_EXERCISE_
Reproduce the listing below exactly, minus its pictures.

_GIVEN RECORDS_
——
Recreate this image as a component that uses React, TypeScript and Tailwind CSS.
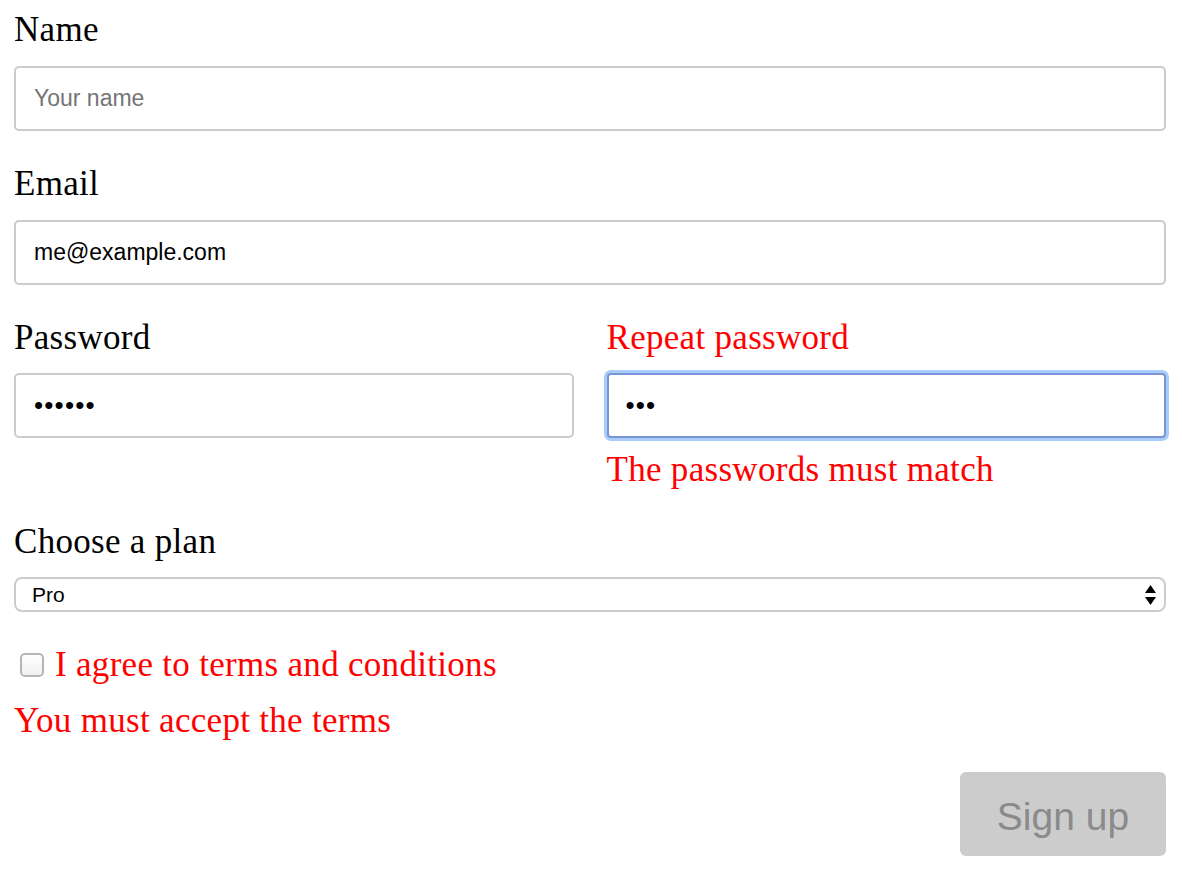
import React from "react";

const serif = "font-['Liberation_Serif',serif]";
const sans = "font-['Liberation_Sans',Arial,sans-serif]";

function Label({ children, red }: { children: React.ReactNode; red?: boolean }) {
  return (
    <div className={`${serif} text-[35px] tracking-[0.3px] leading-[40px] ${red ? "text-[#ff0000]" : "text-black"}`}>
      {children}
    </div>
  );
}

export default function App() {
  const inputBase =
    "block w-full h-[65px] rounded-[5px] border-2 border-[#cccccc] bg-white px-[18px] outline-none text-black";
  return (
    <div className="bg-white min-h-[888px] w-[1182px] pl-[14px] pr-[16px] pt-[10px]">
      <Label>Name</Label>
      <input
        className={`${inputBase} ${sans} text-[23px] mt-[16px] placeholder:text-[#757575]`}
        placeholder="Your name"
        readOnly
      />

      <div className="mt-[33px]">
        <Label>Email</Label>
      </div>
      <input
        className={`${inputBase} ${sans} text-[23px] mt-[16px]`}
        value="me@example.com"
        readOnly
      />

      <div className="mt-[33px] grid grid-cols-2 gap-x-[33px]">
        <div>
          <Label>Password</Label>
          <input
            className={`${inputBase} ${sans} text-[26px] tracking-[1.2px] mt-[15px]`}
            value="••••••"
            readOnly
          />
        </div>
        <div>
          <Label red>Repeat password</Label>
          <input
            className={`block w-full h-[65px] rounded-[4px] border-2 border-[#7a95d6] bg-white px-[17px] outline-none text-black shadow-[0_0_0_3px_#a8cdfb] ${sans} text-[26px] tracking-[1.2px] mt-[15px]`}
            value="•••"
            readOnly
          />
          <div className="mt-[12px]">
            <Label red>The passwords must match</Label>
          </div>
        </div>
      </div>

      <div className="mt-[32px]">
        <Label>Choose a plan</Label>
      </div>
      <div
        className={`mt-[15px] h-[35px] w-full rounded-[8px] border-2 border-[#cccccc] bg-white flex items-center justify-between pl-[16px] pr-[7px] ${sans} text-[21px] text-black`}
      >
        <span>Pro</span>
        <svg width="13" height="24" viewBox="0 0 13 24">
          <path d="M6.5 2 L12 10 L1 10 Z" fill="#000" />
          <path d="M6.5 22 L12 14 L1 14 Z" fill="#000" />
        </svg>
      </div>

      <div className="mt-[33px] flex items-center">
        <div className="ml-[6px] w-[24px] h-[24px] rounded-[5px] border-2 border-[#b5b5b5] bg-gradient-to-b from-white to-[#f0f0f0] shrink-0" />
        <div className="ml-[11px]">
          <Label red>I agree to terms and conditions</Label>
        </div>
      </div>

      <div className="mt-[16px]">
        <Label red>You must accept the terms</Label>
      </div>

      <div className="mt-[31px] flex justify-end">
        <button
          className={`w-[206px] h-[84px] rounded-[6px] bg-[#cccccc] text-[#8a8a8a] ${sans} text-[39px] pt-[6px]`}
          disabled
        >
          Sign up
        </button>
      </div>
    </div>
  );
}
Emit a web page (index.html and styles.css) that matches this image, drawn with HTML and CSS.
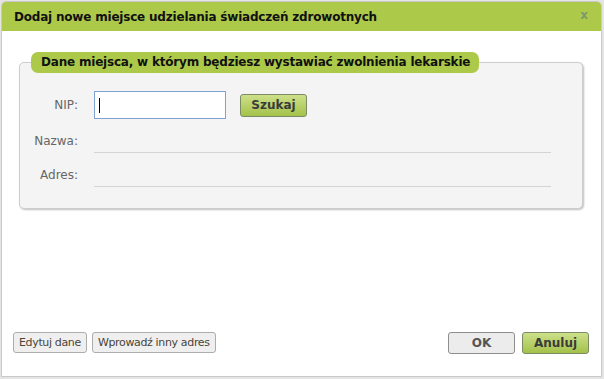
——
_RESPONSE TO THE EXERCISE_
Recreate this image as a component that uses React, TypeScript and Tailwind CSS.
import React from "react";

const serif = "font-['Liberation_Serif',serif]";
const sans = "font-['Liberation_Sans',Arial,sans-serif]";

function Label({ children, red }: { children: React.ReactNode; red?: boolean }) {
  return (
    <div className={`${serif} text-[35px] tracking-[0.3px] leading-[40px] ${red ? "text-[#ff0000]" : "text-black"}`}>
      {children}
    </div>
  );
}

export default function App() {
  const inputBase =
    "block w-full h-[65px] rounded-[5px] border-2 border-[#cccccc] bg-white px-[18px] outline-none text-black";
  return (
    <div className="bg-white min-h-[888px] w-[1182px] pl-[14px] pr-[16px] pt-[10px]">
      <Label>Name</Label>
      <input
        className={`${inputBase} ${sans} text-[23px] mt-[16px] placeholder:text-[#757575]`}
        placeholder="Your name"
        readOnly
      />

      <div className="mt-[33px]">
        <Label>Email</Label>
      </div>
      <input
        className={`${inputBase} ${sans} text-[23px] mt-[16px]`}
        value="me@example.com"
        readOnly
      />

      <div className="mt-[33px] grid grid-cols-2 gap-x-[33px]">
        <div>
          <Label>Password</Label>
          <input
            className={`${inputBase} ${sans} text-[26px] tracking-[1.2px] mt-[15px]`}
            value="••••••"
            readOnly
          />
        </div>
        <div>
          <Label red>Repeat password</Label>
          <input
            className={`block w-full h-[65px] rounded-[4px] border-2 border-[#7a95d6] bg-white px-[17px] outline-none text-black shadow-[0_0_0_3px_#a8cdfb] ${sans} text-[26px] tracking-[1.2px] mt-[15px]`}
            value="•••"
            readOnly
          />
          <div className="mt-[12px]">
            <Label red>The passwords must match</Label>
          </div>
        </div>
      </div>

      <div className="mt-[32px]">
        <Label>Choose a plan</Label>
      </div>
      <div
        className={`mt-[15px] h-[35px] w-full rounded-[8px] border-2 border-[#cccccc] bg-white flex items-center justify-between pl-[16px] pr-[7px] ${sans} text-[21px] text-black`}
      >
        <span>Pro</span>
        <svg width="13" height="24" viewBox="0 0 13 24">
          <path d="M6.5 2 L12 10 L1 10 Z" fill="#000" />
          <path d="M6.5 22 L12 14 L1 14 Z" fill="#000" />
        </svg>
      </div>

      <div className="mt-[33px] flex items-center">
        <div className="ml-[6px] w-[24px] h-[24px] rounded-[5px] border-2 border-[#b5b5b5] bg-gradient-to-b from-white to-[#f0f0f0] shrink-0" />
        <div className="ml-[11px]">
          <Label red>I agree to terms and conditions</Label>
        </div>
      </div>

      <div className="mt-[16px]">
        <Label red>You must accept the terms</Label>
      </div>

      <div className="mt-[31px] flex justify-end">
        <button
          className={`w-[206px] h-[84px] rounded-[6px] bg-[#cccccc] text-[#8a8a8a] ${sans} text-[39px] pt-[6px]`}
          disabled
        >
          Sign up
        </button>
      </div>
    </div>
  );
}
Emit a web page (index.html and styles.css) that matches this image, drawn with HTML and CSS.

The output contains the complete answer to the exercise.